— start of DATASET CONTENT —
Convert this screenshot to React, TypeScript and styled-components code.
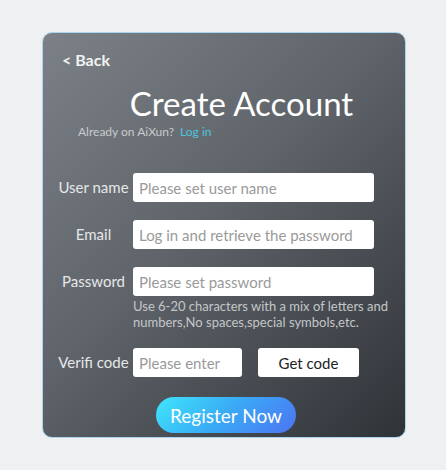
import React from 'react';
import styled, { createGlobalStyle } from 'styled-components';

const GlobalStyle = createGlobalStyle`
  html, body {
    margin: 0;
    padding: 0;
    background: #eef0f2;
    font-family: Lato, "Open Sans", sans-serif;
  }
`;

const Page = styled.div`
  width: 446px;
  height: 470px;
  padding: 32px 0 0 42px;
  box-sizing: border-box;
`;

const Card = styled.div`
  width: 364px;
  height: 406px;
  box-sizing: border-box;
  border: 1px solid #a9d6ec;
  border-radius: 10px;
  background: linear-gradient(135deg, #7c8187 0%, #5f646a 45%, #2f3338 100%);
  padding: 17px 0 0 0;
  display: flex;
  flex-direction: column;
`;

const BackLink = styled.div`
  margin-left: 19px;
  font-size: 16px;
  font-weight: bold;
  color: #f2f2f2;
  line-height: 20px;
`;

const Title = styled.h1`
  margin: 13px 0 0 0;
  text-align: center;
  font-size: 33px;
  font-weight: normal;
  color: #ffffff;
  line-height: 40px;
  padding-left: 35px;
`;

const SubLine = styled.div`
  margin: 1px 0 0 35px;
  font-size: 12px;
  color: #c9cbce;
  line-height: 16px;
`;

const LoginLink = styled.span`
  color: #4cc6dc;
  margin-left: 6px;
`;

const Form = styled.div`
  margin-top: 33px;
  display: flex;
  flex-direction: column;
  gap: 18px;
`;

const Row = styled.div`
  display: flex;
  align-items: flex-start;
`;

const Label = styled.div`
  width: 90px;
  text-align: center;
  font-size: 15px;
  color: #e6e7e9;
  line-height: 29px;
  padding-left: 11px;
  box-sizing: border-box;
  white-space: nowrap;
`;

const Field = styled.div`
  display: flex;
  flex-direction: column;
`;

const Input = styled.input<{ $w: number }>`
  width: ${p => p.$w}px;
  height: 29px;
  box-sizing: border-box;
  border: none;
  border-radius: 3px;
  background: #ffffff;
  padding: 0 6px;
  font-family: inherit;
  font-size: 15px;
  color: #333;
  outline: none;

  &::placeholder {
    color: #9a9a9a;
  }
`;

const Hint = styled.div`
  margin-top: 2px;
  width: 262px;
  font-size: 13px;
  line-height: 16px;
  color: #c4c6c9;
`;

const CodeButton = styled.button`
  margin-left: 16px;
  width: 101px;
  height: 29px;
  border: none;
  border-radius: 3px;
  background: #ffffff;
  font-family: inherit;
  font-size: 15px;
  color: #222;
  cursor: pointer;
`;

const SubmitWrap = styled.div`
  display: flex;
  justify-content: center;
  margin-top: 20px;
  padding-left: 4px;
`;

const SubmitButton = styled.button`
  width: 140px;
  height: 36px;
  border: none;
  border-radius: 18px;
  background: linear-gradient(135deg, #3fe6fb 0%, #3aa9f5 50%, #4d74f3 100%);
  font-family: inherit;
  font-size: 19px;
  color: #ffffff;
  cursor: pointer;
`;

export default function App() {
  return (
    <>
      <GlobalStyle />
      <Page>
        <Card>
          <BackLink>&lt; Back</BackLink>
          <Title>Create Account</Title>
          <SubLine>
            Already on AiXun?<LoginLink>Log in</LoginLink>
          </SubLine>
          <Form>
            <Row>
              <Label>User name</Label>
              <Input $w={241} placeholder="Please set user name" />
            </Row>
            <Row>
              <Label>Email</Label>
              <Input $w={241} placeholder="Log in and retrieve the password" />
            </Row>
            <Row>
              <Label>Password</Label>
              <Field>
                <Input $w={241} type="password" placeholder="Please set password" />
                <Hint>
                  Use 6-20 characters with a mix of letters and numbers,No spaces,special symbols,etc.
                </Hint>
              </Field>
            </Row>
            <Row>
              <Label>Verifi code</Label>
              <Input $w={109} placeholder="Please enter" />
              <CodeButton>Get code</CodeButton>
            </Row>
          </Form>
          <SubmitWrap>
            <SubmitButton>Register Now</SubmitButton>
          </SubmitWrap>
        </Card>
      </Page>
    </>
  );
}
— end of DATASET CONTENT —
EXERCISE DETAILS
Repeat verbatim all the material, but not the pictures.

FINAL RESULT
Convert this screenshot to React, TypeScript and styled-components code.
import React from 'react';
import styled, { createGlobalStyle } from 'styled-components';

const GlobalStyle = createGlobalStyle`
  html, body {
    margin: 0;
    padding: 0;
    background: #eef0f2;
    font-family: Lato, "Open Sans", sans-serif;
  }
`;

const Page = styled.div`
  width: 446px;
  height: 470px;
  padding: 32px 0 0 42px;
  box-sizing: border-box;
`;

const Card = styled.div`
  width: 364px;
  height: 406px;
  box-sizing: border-box;
  border: 1px solid #a9d6ec;
  border-radius: 10px;
  background: linear-gradient(135deg, #7c8187 0%, #5f646a 45%, #2f3338 100%);
  padding: 17px 0 0 0;
  display: flex;
  flex-direction: column;
`;

const BackLink = styled.div`
  margin-left: 19px;
  font-size: 16px;
  font-weight: bold;
  color: #f2f2f2;
  line-height: 20px;
`;

const Title = styled.h1`
  margin: 13px 0 0 0;
  text-align: center;
  font-size: 33px;
  font-weight: normal;
  color: #ffffff;
  line-height: 40px;
  padding-left: 35px;
`;

const SubLine = styled.div`
  margin: 1px 0 0 35px;
  font-size: 12px;
  color: #c9cbce;
  line-height: 16px;
`;

const LoginLink = styled.span`
  color: #4cc6dc;
  margin-left: 6px;
`;

const Form = styled.div`
  margin-top: 33px;
  display: flex;
  flex-direction: column;
  gap: 18px;
`;

const Row = styled.div`
  display: flex;
  align-items: flex-start;
`;

const Label = styled.div`
  width: 90px;
  text-align: center;
  font-size: 15px;
  color: #e6e7e9;
  line-height: 29px;
  padding-left: 11px;
  box-sizing: border-box;
  white-space: nowrap;
`;

const Field = styled.div`
  display: flex;
  flex-direction: column;
`;

const Input = styled.input<{ $w: number }>`
  width: ${p => p.$w}px;
  height: 29px;
  box-sizing: border-box;
  border: none;
  border-radius: 3px;
  background: #ffffff;
  padding: 0 6px;
  font-family: inherit;
  font-size: 15px;
  color: #333;
  outline: none;

  &::placeholder {
    color: #9a9a9a;
  }
`;

const Hint = styled.div`
  margin-top: 2px;
  width: 262px;
  font-size: 13px;
  line-height: 16px;
  color: #c4c6c9;
`;

const CodeButton = styled.button`
  margin-left: 16px;
  width: 101px;
  height: 29px;
  border: none;
  border-radius: 3px;
  background: #ffffff;
  font-family: inherit;
  font-size: 15px;
  color: #222;
  cursor: pointer;
`;

const SubmitWrap = styled.div`
  display: flex;
  justify-content: center;
  margin-top: 20px;
  padding-left: 4px;
`;

const SubmitButton = styled.button`
  width: 140px;
  height: 36px;
  border: none;
  border-radius: 18px;
  background: linear-gradient(135deg, #3fe6fb 0%, #3aa9f5 50%, #4d74f3 100%);
  font-family: inherit;
  font-size: 19px;
  color: #ffffff;
  cursor: pointer;
`;

export default function App() {
  return (
    <>
      <GlobalStyle />
      <Page>
        <Card>
          <BackLink>&lt; Back</BackLink>
          <Title>Create Account</Title>
          <SubLine>
            Already on AiXun?<LoginLink>Log in</LoginLink>
          </SubLine>
          <Form>
            <Row>
              <Label>User name</Label>
              <Input $w={241} placeholder="Please set user name" />
            </Row>
            <Row>
              <Label>Email</Label>
              <Input $w={241} placeholder="Log in and retrieve the password" />
            </Row>
            <Row>
              <Label>Password</Label>
              <Field>
                <Input $w={241} type="password" placeholder="Please set password" />
                <Hint>
                  Use 6-20 characters with a mix of letters and numbers,No spaces,special symbols,etc.
                </Hint>
              </Field>
            </Row>
            <Row>
              <Label>Verifi code</Label>
              <Input $w={109} placeholder="Please enter" />
              <CodeButton>Get code</CodeButton>
            </Row>
          </Form>
          <SubmitWrap>
            <SubmitButton>Register Now</SubmitButton>
          </SubmitWrap>
        </Card>
      </Page>
    </>
  );
}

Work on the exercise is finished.